__To do__
Collect the lines of the entries where "this" shows up.
####################
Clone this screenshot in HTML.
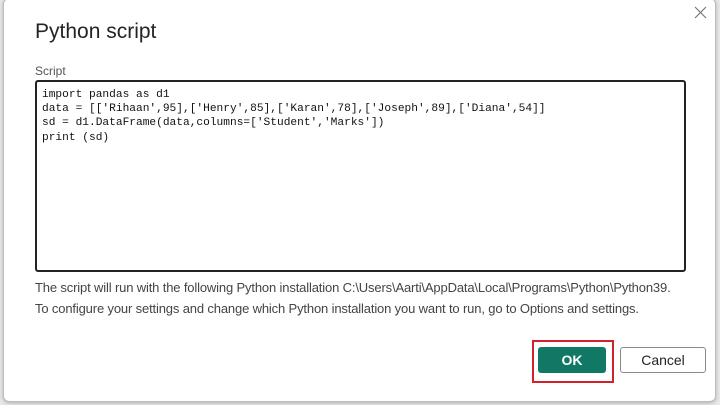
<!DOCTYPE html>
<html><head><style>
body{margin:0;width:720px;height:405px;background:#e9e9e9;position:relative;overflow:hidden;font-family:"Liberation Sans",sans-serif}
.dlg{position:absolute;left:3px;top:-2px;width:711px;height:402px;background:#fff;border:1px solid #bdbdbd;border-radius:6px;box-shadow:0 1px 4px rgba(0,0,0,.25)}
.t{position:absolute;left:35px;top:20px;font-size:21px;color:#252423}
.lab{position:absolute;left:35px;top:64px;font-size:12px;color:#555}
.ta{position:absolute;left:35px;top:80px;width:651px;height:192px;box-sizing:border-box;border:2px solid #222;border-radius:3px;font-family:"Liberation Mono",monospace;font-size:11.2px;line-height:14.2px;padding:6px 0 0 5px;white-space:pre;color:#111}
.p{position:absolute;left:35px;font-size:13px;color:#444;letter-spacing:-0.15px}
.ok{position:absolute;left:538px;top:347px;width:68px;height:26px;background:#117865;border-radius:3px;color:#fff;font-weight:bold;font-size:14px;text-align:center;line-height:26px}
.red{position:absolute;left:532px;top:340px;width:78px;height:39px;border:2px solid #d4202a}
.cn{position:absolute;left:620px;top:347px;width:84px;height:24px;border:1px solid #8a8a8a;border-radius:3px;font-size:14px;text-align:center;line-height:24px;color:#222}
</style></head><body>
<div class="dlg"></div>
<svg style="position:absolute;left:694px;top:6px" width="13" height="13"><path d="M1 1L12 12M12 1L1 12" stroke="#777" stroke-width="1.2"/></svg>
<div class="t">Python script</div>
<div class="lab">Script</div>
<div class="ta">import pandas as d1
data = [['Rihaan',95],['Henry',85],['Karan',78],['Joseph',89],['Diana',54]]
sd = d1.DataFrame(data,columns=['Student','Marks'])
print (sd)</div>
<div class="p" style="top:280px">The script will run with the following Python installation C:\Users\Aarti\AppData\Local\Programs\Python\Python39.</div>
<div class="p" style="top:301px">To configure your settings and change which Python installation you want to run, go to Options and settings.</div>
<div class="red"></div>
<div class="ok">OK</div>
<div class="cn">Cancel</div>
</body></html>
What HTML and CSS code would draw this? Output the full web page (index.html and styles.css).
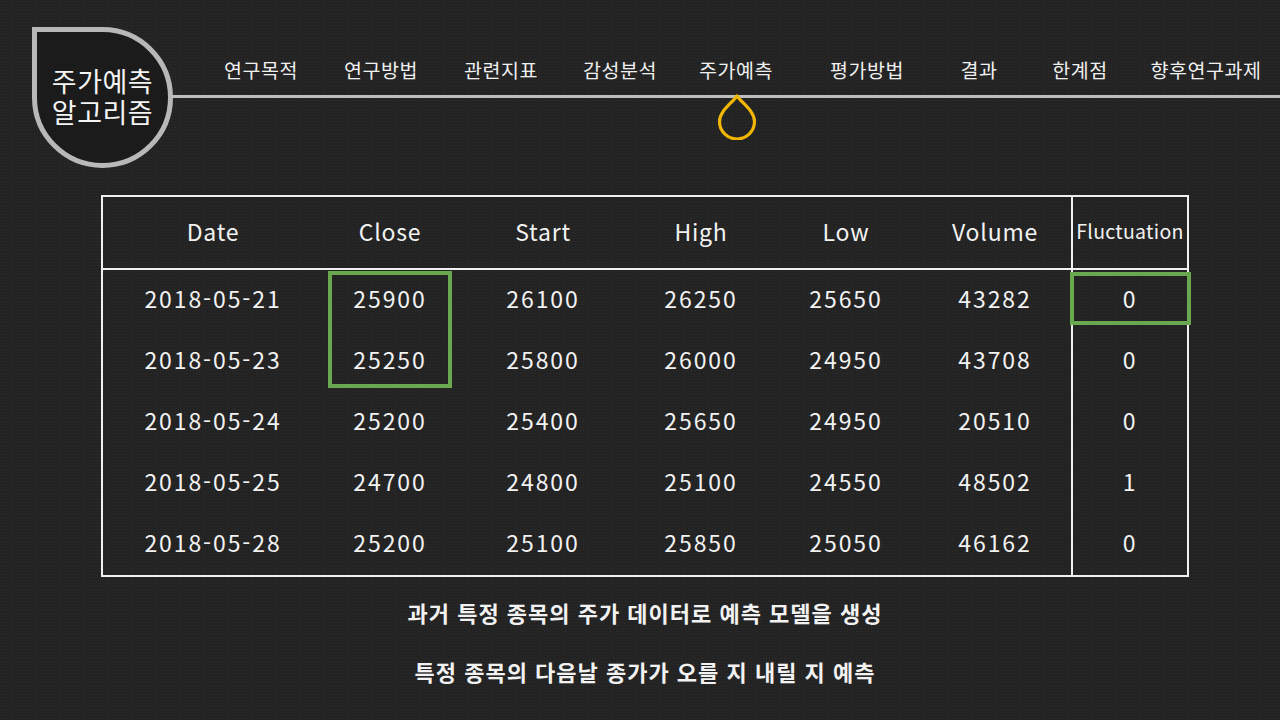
####################
__Answer to the task__
Clone this screenshot in HTML.
What HTML and CSS code would draw this? Output the full web page (index.html and styles.css).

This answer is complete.